I may find out that the AMD backends for JAX and pytorch are too immature but I think the path to breaking the CUDA dependence looks pretty clear to me.

I absolutely agree with you, but … What’s your plan to run code dependent on, let’s say, flash attention?

Think about what you are asking, if you want a Workstation/Server laptop then buy a Workstation/Laptop from Dell/HP/?? that has the hardware you want already packaged. You will be spending a LOT more just for a portable machine.

You will likely NEVER get the same order of magnitude of performance from a laptop vs. a true workstation. They have entirely different design philosophies.

Since you are trying to do “Deep Learning” which translates to using a lot of computing resources your most efficient approach is to have a Workstation that can smoke anything your laptop could ever do. Still want to run other experiments? Remote into another older workstation and run that task. The divide and conquer approach is going to cost you a lot less in the long run in both time and money. This is how high performance computing has done it forever.

Get the Framework for the modularity/portability and leave the hardcoded CUDA work to the machines designed to run them.

NVIDIA gets to play by their own rules because the position they have put themselves into. They make a great product, though they make everyone pay dearly to use it.

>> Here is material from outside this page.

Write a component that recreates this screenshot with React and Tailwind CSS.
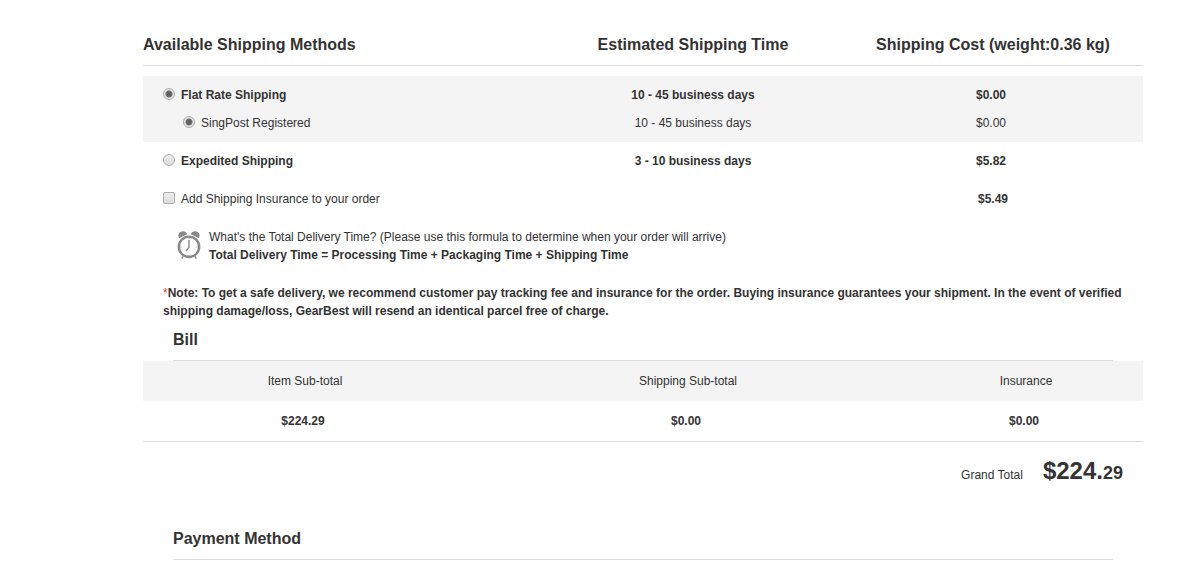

Well, one thing is “have the same computational power”, which of course, is not expectable. One thing is not even being able to compile/run the code because I don’t have the necessary libraries.

I just want to be able to cover my needs with my laptop after spending 2000$ on it, is it really so unreasonable?

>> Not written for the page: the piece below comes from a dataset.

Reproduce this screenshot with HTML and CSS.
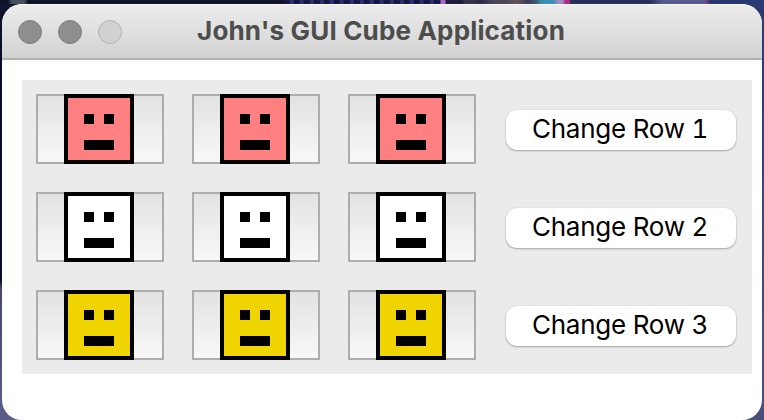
FILE: index.html
```html
<!DOCTYPE html>
<html lang="en">
<head>
<meta charset="utf-8">
<title>John's GUI Cube Application</title>
<link rel="stylesheet" href="styles.css">
</head>
<body>
<main class="window">
  <header class="titlebar">
    <div class="controls"><i class="dot"></i><i class="dot"></i><i class="dot disabled"></i></div>
    <h1 class="title">John's GUI Cube Application</h1>
  </header>
  <section class="panel">
    <div class="row red">
      <div class="cell"><svg class="face" viewBox="0 0 70 70"><use href="#face"/></svg></div>
      <div class="cell"><svg class="face" viewBox="0 0 70 70"><use href="#face"/></svg></div>
      <div class="cell"><svg class="face" viewBox="0 0 70 70"><use href="#face"/></svg></div>
      <button class="change">Change Row 1</button>
    </div>
    <div class="row white">
      <div class="cell"><svg class="face" viewBox="0 0 70 70"><use href="#face"/></svg></div>
      <div class="cell"><svg class="face" viewBox="0 0 70 70"><use href="#face"/></svg></div>
      <div class="cell"><svg class="face" viewBox="0 0 70 70"><use href="#face"/></svg></div>
      <button class="change">Change Row 2</button>
    </div>
    <div class="row yellow">
      <div class="cell"><svg class="face" viewBox="0 0 70 70"><use href="#face"/></svg></div>
      <div class="cell"><svg class="face" viewBox="0 0 70 70"><use href="#face"/></svg></div>
      <div class="cell"><svg class="face" viewBox="0 0 70 70"><use href="#face"/></svg></div>
      <button class="change">Change Row 3</button>
    </div>
  </section>
</main>
<svg class="defs" width="0" height="0">
  <defs>
    <g id="face">
      <rect x="2" y="2" width="66" height="66" fill="currentColor" stroke="#000" stroke-width="4"/>
      <path d="M20 20h10v10H20zM40 20h10v10H40zM20 46h30v10H20z" fill="#000"/>
    </g>
  </defs>
</svg>
</body>
</html>
```
FILE: styles.css
```css
* { box-sizing: border-box; }
body {
  margin: 0;
  height: 420px;
  overflow: hidden;
  padding: 4px 2px 0;
  font-family: Inter, "Liberation Sans", sans-serif;
  background:
    linear-gradient(90deg, transparent 8px, #46505f 12px 24px, transparent 28px) top / 100% 4px no-repeat,
    repeating-linear-gradient(90deg, #17183f 0 5px, #33307a 7px 9px, #17183f 10px) 284px 0 / 156px 4px no-repeat,
    linear-gradient(90deg, #101229 0 284px, #17183f 440px, #a868d0 441px 445px, #1d1d3c 446px 460px,
      #39324a 466px 472px, #2a2948 480px, #4c465a 494px 506px, #66565a 516px, #3b3b5c 528px, #3f5a70 536px,
      #3c8fb8 542px 554px, #a08cc4 558px 563px, #b02c74 565px 569px, #27305c 571px 650px,
      #565a8e 662px 704px, #7c4a84 706px, #27376e 710px 740px, #2f3c7a) top / 100% 4px no-repeat,
    linear-gradient(#14152f, #0a0c2c 50px 280px, #45486f 288px, #5c5c88) left / 24px 100% no-repeat,
    linear-gradient(#2b3a6e, #2c3d78 100px, #3c4a7c 240px, #4a4d7a);
}
.window {
  height: 416px;
  border-radius: 20px;
  background: #fff;
  overflow: hidden;
}
.titlebar {
  height: 56px;
  display: grid;
  grid-template-columns: 120px 1fr 122px;
  align-items: center;
  background: linear-gradient(#ececec, #d2d2d2);
  border-top: 1px solid #f6f6f6;
  border-bottom: 2px solid #b1b1b1;
}
.controls { display: flex; gap: 16px; padding-left: 16px; }
.dot {
  width: 24px;
  height: 24px;
  border-radius: 50%;
  background: #8e8e8e;
  border: 1px solid #7c7c7c;
}
.dot.disabled { background: #d1d1d1; border-color: #b2b2b2; }
.title {
  margin: 0 0 2px;
  text-align: center;
  font-size: 26px;
  line-height: 32px;
  font-weight: 700;
  letter-spacing: .17px;
  white-space: nowrap;
  color: #4d4d4d;
}
.panel {
  width: 730px;
  height: 294px;
  margin: 20px 0 0 20px;
  padding: 14px;
  background: #ebebeb;
  display: flex;
  flex-direction: column;
  gap: 28px;
}
.row { display: flex; align-items: center; gap: 28px; }
.red { color: #ff8080; }
.white { color: #fff; }
.yellow { color: #f0d400; }
.cell {
  width: 128px;
  height: 70px;
  background: linear-gradient(#e2e2e2, #f8f8f8);
  border: 2px solid #adadad;
}
.face { display: block; width: 70px; height: 70px; margin: -2px 0 0 26px; }
.change {
  width: 230px;
  height: 40px;
  margin: 2px 0 0 2px;
  padding: 0 0 2px 26px;
  border: 0;
  border-radius: 11px;
  background: #fff;
  box-shadow: 0 1px 2px rgba(0, 0, 0, .3), 0 0 1px rgba(0, 0, 0, .15);
  font: 400 26px/36px Inter, "Liberation Sans", sans-serif;
  font-variant-numeric: tabular-nums;
  letter-spacing: -.25px;
  text-align: left;
  color: #000;
  white-space: nowrap;
}
.defs { position: absolute; }
```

Given this, I’m still the biggest fan of framework laptop, and I’m really struggling with the decision of cancelling my per-order.

That highly depends on the needs.

If you absolutely need an nvidia chip in your laptop you’ll probably need to.

Nvidia just doesn’t like us having nice things XD

Sorry for the delay, been a busy week at work. There is an implementation in Triton (Fused Attention — Triton documentation ) and AMD has a Triton backend (Developing Triton Kernels on AMD GPUs — ROCm Blogs ) so that’s the long answer and the short answer is: Triton (or pallas for JAX).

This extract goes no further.